Importantly, the bar for passing ISS’ EPSC has meaningfully increased over the last decade, with a recent increase in 2023. S&P 500 companies needed a score of 53 in 2015, but now require a 59 in 2023. The threshold score for non-S&P 500 companies in the Russell 3000 is slightly lower than for S&P 500 companies, but the required threshold score has similarly increased over the last few years.

Negative returns in the 2022 equity markets and increasing interest rates have also likely increased shareholders’ attention around a company’s burn rate. For companies with a depressed share price, more equity is needed to fulfill the dollar amount of equity promised to their employees. And, with higher interest rates, the cost of equity has risen for companies. These two external factors occurring simultaneously—alongside tightening EPSC guidelines—made 2023 a challenging year for equity plan requests.

What does this mean for companies that may need to seek approval of a new plan or a plan amendment next year?

The good news is that passing ISS’ EPSC means there is very little risk of failing an equity plan vote.

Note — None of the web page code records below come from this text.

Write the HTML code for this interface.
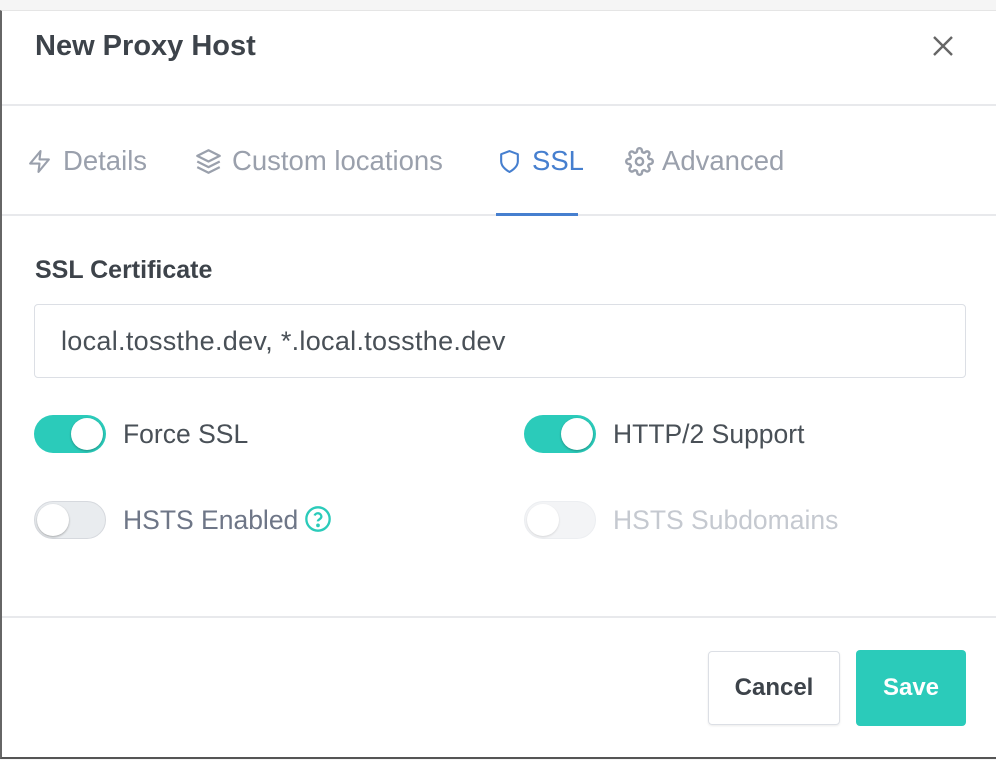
<!DOCTYPE html>
<html><head><meta charset="utf-8"><style>
*{box-sizing:border-box;margin:0;padding:0}
body{width:996px;height:760px;background:#f5f5f5;font-family:"Liberation Sans",sans-serif;position:relative;overflow:hidden}
.modal{position:absolute;left:0;top:10px;width:996px;height:749px;background:#fff;border-left:2px solid #666;border-bottom:2px solid #555;border-top:1px solid #e5e5e5}
.a{position:absolute;white-space:nowrap}
.hr{position:absolute;left:2px;right:0;height:2px;background:#e8e9ec}
.tt{position:absolute;top:145px;font-size:27.5px;color:#9aa0ac;white-space:nowrap}
.ic{position:absolute}
.tg{position:absolute;width:72px;height:38px;border-radius:19px}
.tg .k{position:absolute;top:3px;width:32px;height:32px;border-radius:50%;background:#fff;box-shadow:0 1px 2px rgba(0,0,0,.3)}
.lbl{position:absolute;font-size:26.5px;color:#495057;white-space:nowrap}
</style></head><body>
<div class="modal"></div>
<div class="a" style="left:35px;top:30px;font-size:29px;font-weight:bold;color:#3d434a">New Proxy Host</div>
<svg class="a" style="left:932px;top:35px" width="22" height="22" viewBox="0 0 22 22"><path d="M2 2L20 20M20 2L2 20" stroke="#666" stroke-width="2.4"/></svg>
<div class="hr" style="top:104px"></div>
<svg class="ic" style="left:27px;top:148px" width="25" height="27" viewBox="0 0 24 24" fill="none" stroke="#9aa0ac" stroke-width="2" stroke-linejoin="round"><path d="M13 2L3 14h9l-1 8 10-12h-9l1-8z"/></svg>
<div class="tt" style="left:63px">Details</div>
<svg class="ic" style="left:195px;top:148px" width="27" height="27" viewBox="0 0 24 24" fill="none" stroke="#9aa0ac" stroke-width="2" stroke-linejoin="round"><path d="M12 2L2 7l10 5 10-5-10-5z M2 17l10 5 10-5 M2 12l10 5 10-5"/></svg>
<div class="tt" style="left:232px">Custom locations</div>
<svg class="ic" style="left:497px;top:148px" width="25" height="27" viewBox="0 0 24 24" fill="none" stroke="#467fcf" stroke-width="2" stroke-linejoin="round"><path d="M12 22s8-4 8-10V5l-8-3-8 3v7c0 6 8 10 8 10z"/></svg>
<div class="tt" style="left:532px;color:#467fcf">SSL</div>
<svg class="ic" style="left:625px;top:147px" width="29" height="29" viewBox="0 0 24 24" fill="none" stroke="#9aa0ac" stroke-width="2"><circle cx="12" cy="12" r="3"/><path d="M19.4 15a1.65 1.65 0 0 0 .33 1.82l.06.06a2 2 0 1 1-2.830 2.83l-.06-.06a1.65 1.65 0 0 0-1.82-.33 1.65 1.65 0 0 0-1 1.51V21a2 2 0 1 1-4 0v-.09A1.65 1.65 0 0 0 9 19.4a1.65 1.65 0 0 0-1.82.33l-.06.06a2 2 0 1 1-2.83-2.830l.06-.06A1.65 1.65 0 0 0 4.68 15a1.65 1.65 0 0 0-1.51-1H3a2 2 0 1 1 0-4h.09A1.650 1.65 0 0 0 4.6 9a1.65 1.65 0 0 0-.33-1.82l-.06-.06a2 2 0 1 1 2.83-2.83l.06.06A1.65 1.65 0 0 0 9 4.68 1.65 1.65 0 0 0 10 3.17V3a2 2 0 1 1 4 0v.09a1.65 1.65 0 0 0 1 1.51 1.65 1.65 0 0 0 1.82-.33l.06-.06a2 2 0 1 1 2.83 2.83l-.06.06A1.65 1.65 0 0 0 19.4 9a1.65 1.65 0 0 0 1.51 1H21a2 2 0 1 1 0 4h-.09a1.65 1.65 0 0 0-1.51 1z"/></svg>
<div class="tt" style="left:662px">Advanced</div>
<div class="hr" style="top:214px"></div>
<div class="a" style="left:496px;top:213px;width:82px;height:3px;background:#467fcf"></div>
<div class="a" style="left:35px;top:256px;font-size:25px;font-weight:bold;color:#3d434a">SSL Certificate</div>
<div class="a" style="left:34px;top:304px;width:932px;height:74px;border:1px solid #dcdfe5;border-radius:4px;font-size:27px;color:#495057;padding:21px 0 0 26px;letter-spacing:0.3px">local.tossthe.dev, *.local.tossthe.dev</div>
<div class="tg" style="left:34px;top:415px;background:#2bcbba"><div class="k" style="left:37px"></div></div>
<div class="lbl" style="left:123px;top:419px">Force SSL</div>
<div class="tg" style="left:524px;top:415px;background:#2bcbba"><div class="k" style="left:37px"></div></div>
<div class="lbl" style="left:613px;top:419px">HTTP/2 Support</div>
<div class="tg" style="left:34px;top:501px;background:#e9ecef;border:1px solid #d6d9de"><div class="k" style="left:2px;top:2px"></div></div>
<div class="lbl" style="left:123px;top:505px;color:#6e7687">HSTS Enabled</div>
<svg class="a" style="left:304px;top:505px" width="28" height="28" viewBox="0 0 24 24" fill="none" stroke="#2bcbba" stroke-width="2"><circle cx="12" cy="12" r="10"/><path d="M9.1 9a3 3 0 0 1 5.8 1c0 2-3 2.5-3 4"/><circle cx="12" cy="17.5" r=".6" fill="#2bcbba"/></svg>
<div class="tg" style="left:524px;top:501px;background:#f3f4f6;border:1px solid #eceef1"><div class="k" style="left:2px;top:2px;box-shadow:0 1px 2px rgba(0,0,0,.12)"></div></div>
<div class="lbl" style="left:613px;top:505px;color:#c5c9d0">HSTS Subdomains</div>
<div class="hr" style="top:616px"></div>
<div class="a" style="left:708px;top:651px;width:132px;height:74px;border:1px solid #dcdfe5;border-radius:4px;box-shadow:0 1px 2px rgba(0,0,0,.08);font-size:24px;font-weight:bold;color:#3d434a;text-align:center;line-height:72px">Cancel</div>
<div class="a" style="left:856px;top:650px;width:110px;height:76px;background:#2bcbba;border-radius:4px;font-size:24px;font-weight:bold;color:#fff;text-align:center;line-height:76px">Save</div>
</body></html>
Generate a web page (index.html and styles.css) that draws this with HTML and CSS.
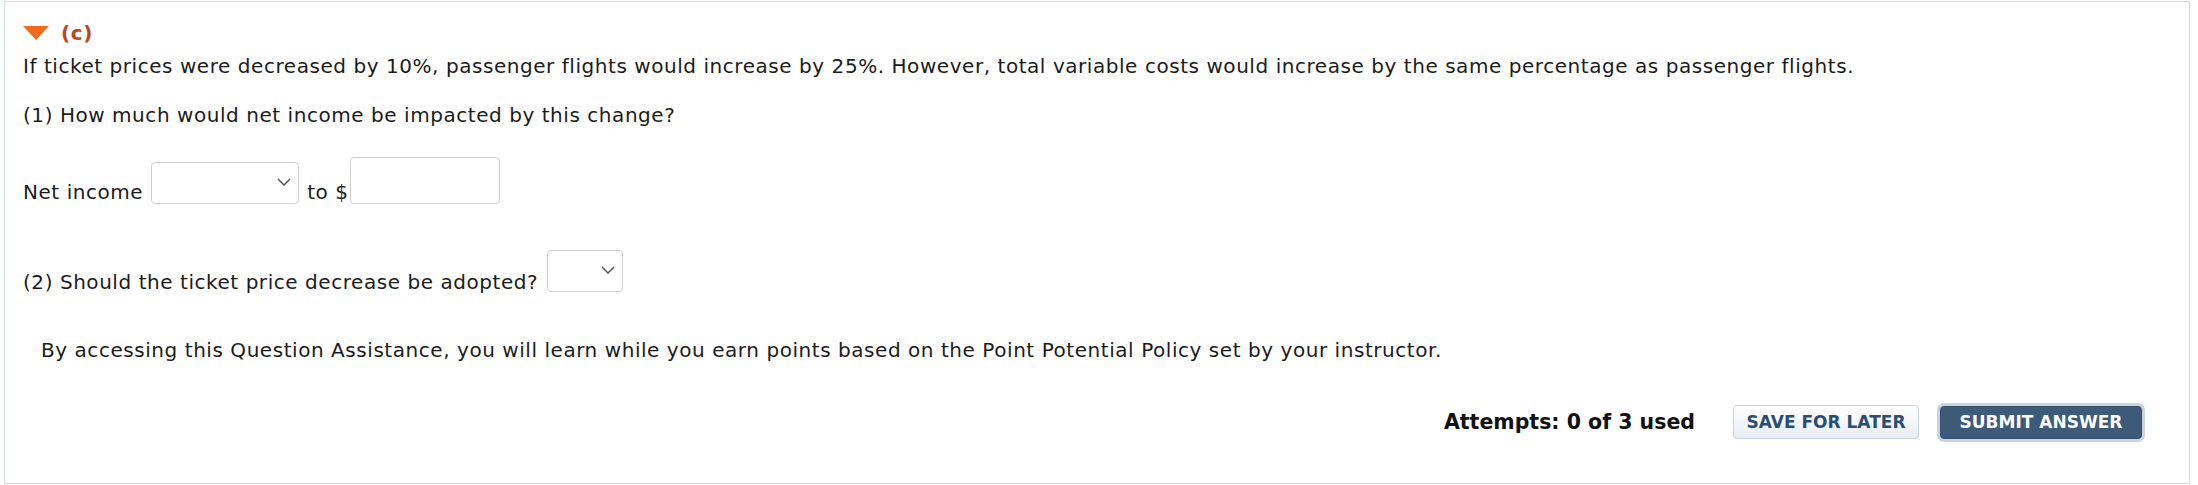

There are always benefits to conducting shareholder outreach, but this process will not be a “make or break” action if a share request is sized within EPSC guidelines. The downside to sizing a request within EPSC guidelines is that the next equity plan request could come sooner than wanted.

The alert goes on to suggest some steps to take if the share request is above EPSC guidelines, including: understanding how the requested size compares to your significant shareholder guidelines as well as whether you fall below investor burn rate/dilution “caps;” having talking points and hard data showing responsible share usage, appropriate governance provisions and benchmarking of equity grants; using outreach meetings to get feedback and show responsiveness; and clearly telling your story in the proxy proposal with historical and expected future burn rate and any other important context.